[Start of RECORDS PROVIDED]

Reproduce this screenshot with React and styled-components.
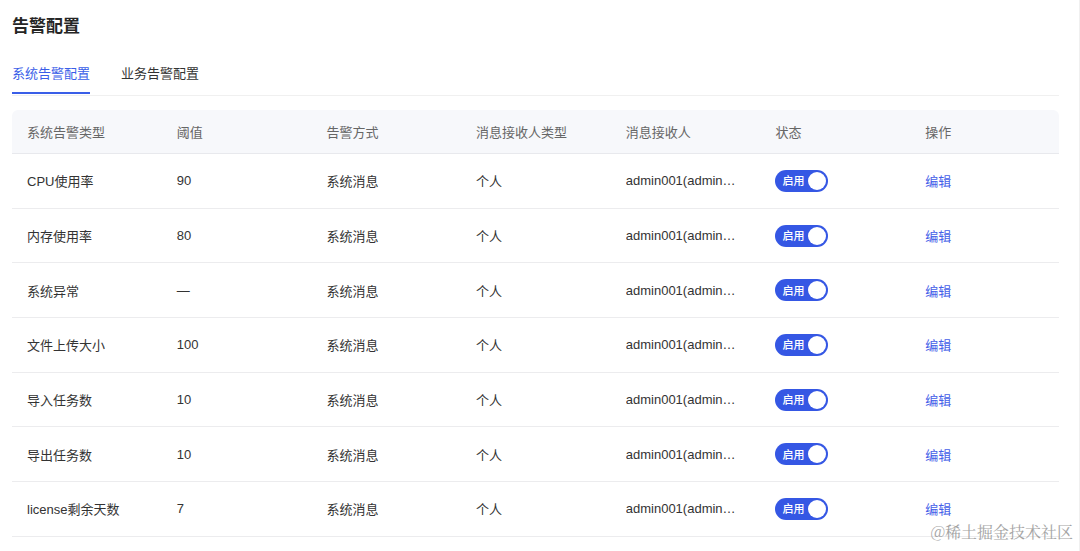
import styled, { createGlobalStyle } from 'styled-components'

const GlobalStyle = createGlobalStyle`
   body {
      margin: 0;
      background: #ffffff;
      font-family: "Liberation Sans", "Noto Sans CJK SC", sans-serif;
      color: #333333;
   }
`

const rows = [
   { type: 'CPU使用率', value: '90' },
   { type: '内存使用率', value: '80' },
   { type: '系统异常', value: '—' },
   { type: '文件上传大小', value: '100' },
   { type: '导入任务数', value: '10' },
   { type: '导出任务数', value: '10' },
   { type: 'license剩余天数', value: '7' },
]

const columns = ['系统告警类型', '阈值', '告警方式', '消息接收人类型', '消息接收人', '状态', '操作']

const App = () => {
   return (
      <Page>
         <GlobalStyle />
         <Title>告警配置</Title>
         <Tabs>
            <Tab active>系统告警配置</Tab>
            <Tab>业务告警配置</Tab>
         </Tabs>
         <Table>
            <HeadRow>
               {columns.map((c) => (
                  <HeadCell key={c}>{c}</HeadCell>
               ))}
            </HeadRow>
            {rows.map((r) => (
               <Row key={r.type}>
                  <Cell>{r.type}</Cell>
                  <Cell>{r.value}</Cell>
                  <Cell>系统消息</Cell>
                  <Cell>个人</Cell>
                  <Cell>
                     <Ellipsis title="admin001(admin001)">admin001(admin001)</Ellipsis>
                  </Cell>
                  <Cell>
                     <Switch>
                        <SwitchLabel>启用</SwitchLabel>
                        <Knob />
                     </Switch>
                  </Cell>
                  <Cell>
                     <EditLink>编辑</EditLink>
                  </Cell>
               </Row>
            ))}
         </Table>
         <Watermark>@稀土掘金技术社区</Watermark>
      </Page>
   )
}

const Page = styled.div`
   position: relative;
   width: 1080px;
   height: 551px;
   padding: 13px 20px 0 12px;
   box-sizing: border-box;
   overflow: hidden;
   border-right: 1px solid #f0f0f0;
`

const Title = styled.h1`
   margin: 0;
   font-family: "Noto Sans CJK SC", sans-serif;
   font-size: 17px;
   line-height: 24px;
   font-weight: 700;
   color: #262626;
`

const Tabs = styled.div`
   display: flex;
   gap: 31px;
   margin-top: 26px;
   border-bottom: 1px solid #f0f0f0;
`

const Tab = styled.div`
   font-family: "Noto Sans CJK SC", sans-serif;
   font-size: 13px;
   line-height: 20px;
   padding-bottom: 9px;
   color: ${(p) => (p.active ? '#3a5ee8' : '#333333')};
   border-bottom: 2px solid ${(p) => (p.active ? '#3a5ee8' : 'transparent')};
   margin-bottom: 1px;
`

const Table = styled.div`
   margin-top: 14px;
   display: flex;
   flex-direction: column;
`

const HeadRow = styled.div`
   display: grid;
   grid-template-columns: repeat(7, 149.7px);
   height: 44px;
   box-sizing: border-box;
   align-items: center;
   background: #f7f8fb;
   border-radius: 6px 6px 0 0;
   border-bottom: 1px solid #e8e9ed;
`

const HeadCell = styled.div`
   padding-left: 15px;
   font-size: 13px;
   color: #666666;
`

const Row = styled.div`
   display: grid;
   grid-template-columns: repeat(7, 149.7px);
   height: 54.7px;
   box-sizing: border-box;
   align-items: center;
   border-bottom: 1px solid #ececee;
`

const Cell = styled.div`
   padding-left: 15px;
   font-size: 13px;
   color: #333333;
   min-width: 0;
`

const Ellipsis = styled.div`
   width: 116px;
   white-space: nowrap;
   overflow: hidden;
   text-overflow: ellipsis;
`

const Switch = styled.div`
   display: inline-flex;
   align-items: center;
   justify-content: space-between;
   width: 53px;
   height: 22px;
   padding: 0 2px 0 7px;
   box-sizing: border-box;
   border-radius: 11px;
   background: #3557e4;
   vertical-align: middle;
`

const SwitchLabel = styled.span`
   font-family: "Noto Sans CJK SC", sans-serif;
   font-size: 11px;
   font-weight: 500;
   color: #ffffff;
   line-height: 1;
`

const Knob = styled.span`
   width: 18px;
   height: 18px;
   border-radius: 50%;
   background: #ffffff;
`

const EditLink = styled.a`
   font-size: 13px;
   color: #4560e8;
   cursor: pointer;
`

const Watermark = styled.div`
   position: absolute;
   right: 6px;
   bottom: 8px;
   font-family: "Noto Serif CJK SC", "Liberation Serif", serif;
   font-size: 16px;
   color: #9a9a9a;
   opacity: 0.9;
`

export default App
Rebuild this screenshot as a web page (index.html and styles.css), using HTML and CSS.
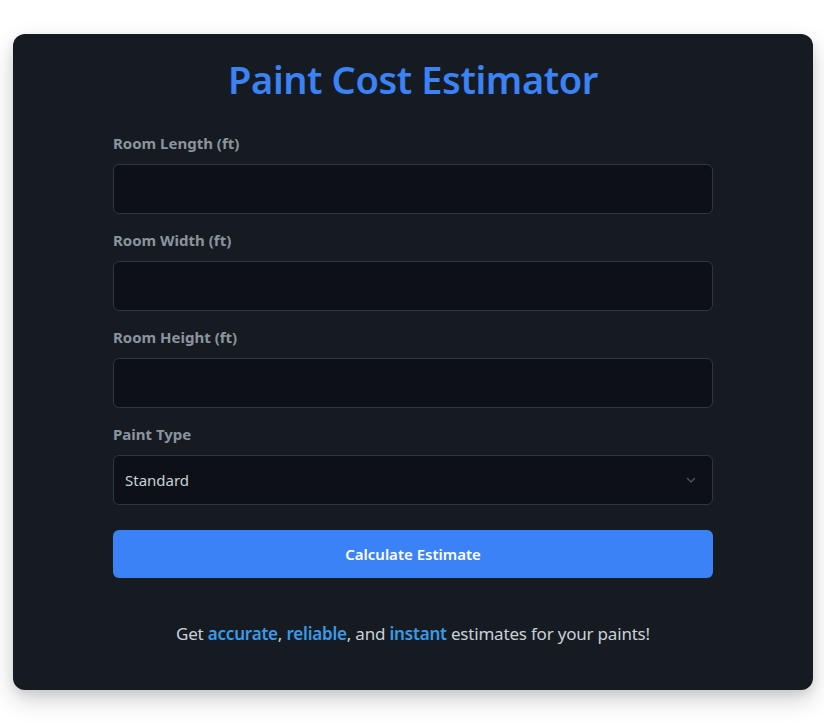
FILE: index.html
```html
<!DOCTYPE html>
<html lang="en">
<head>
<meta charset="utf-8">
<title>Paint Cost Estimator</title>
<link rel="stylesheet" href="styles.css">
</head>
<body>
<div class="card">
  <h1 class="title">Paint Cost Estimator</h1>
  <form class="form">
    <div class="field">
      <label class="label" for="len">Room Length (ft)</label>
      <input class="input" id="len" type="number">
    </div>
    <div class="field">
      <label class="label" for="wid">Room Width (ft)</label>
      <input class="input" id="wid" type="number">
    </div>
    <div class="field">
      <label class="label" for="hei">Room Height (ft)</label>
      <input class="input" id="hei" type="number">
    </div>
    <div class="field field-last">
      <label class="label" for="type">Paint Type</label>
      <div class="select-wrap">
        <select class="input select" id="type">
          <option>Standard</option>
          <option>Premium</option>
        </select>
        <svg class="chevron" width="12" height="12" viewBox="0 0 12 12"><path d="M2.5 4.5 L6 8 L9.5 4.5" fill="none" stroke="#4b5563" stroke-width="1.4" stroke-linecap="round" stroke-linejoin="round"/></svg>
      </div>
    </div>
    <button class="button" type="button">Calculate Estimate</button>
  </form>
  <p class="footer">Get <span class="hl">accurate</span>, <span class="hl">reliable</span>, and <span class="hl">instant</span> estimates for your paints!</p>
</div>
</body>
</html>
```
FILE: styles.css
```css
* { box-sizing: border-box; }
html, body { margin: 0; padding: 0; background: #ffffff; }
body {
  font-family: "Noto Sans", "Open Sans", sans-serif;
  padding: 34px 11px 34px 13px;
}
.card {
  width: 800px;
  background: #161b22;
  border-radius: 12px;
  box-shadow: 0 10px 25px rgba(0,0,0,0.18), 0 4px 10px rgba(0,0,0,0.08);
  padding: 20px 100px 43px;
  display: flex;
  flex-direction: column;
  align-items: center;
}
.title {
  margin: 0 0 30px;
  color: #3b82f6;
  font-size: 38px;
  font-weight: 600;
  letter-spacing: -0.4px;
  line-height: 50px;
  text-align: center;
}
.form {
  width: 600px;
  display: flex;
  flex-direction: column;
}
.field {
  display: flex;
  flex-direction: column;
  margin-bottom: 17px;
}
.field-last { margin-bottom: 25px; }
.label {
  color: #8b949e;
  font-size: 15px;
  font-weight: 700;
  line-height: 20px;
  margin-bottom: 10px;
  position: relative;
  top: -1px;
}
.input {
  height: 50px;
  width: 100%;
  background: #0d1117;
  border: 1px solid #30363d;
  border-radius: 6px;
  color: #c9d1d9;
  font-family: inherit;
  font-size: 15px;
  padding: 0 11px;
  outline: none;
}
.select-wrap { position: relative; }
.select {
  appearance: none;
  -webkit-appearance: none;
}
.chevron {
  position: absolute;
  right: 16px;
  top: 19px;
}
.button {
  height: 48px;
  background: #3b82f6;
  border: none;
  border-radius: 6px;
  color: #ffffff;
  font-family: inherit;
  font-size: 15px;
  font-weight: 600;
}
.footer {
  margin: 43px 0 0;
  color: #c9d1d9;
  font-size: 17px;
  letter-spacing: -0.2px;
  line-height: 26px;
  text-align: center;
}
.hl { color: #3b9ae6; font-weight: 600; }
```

[End of RECORDS PROVIDED]

SHORT PROBLEM: Pull every line containing "this" out of the records.

EXERCISE RESULT:
Reproduce this screenshot with React and styled-components.
Rebuild this screenshot as a web page (index.html and styles.css), using HTML and CSS.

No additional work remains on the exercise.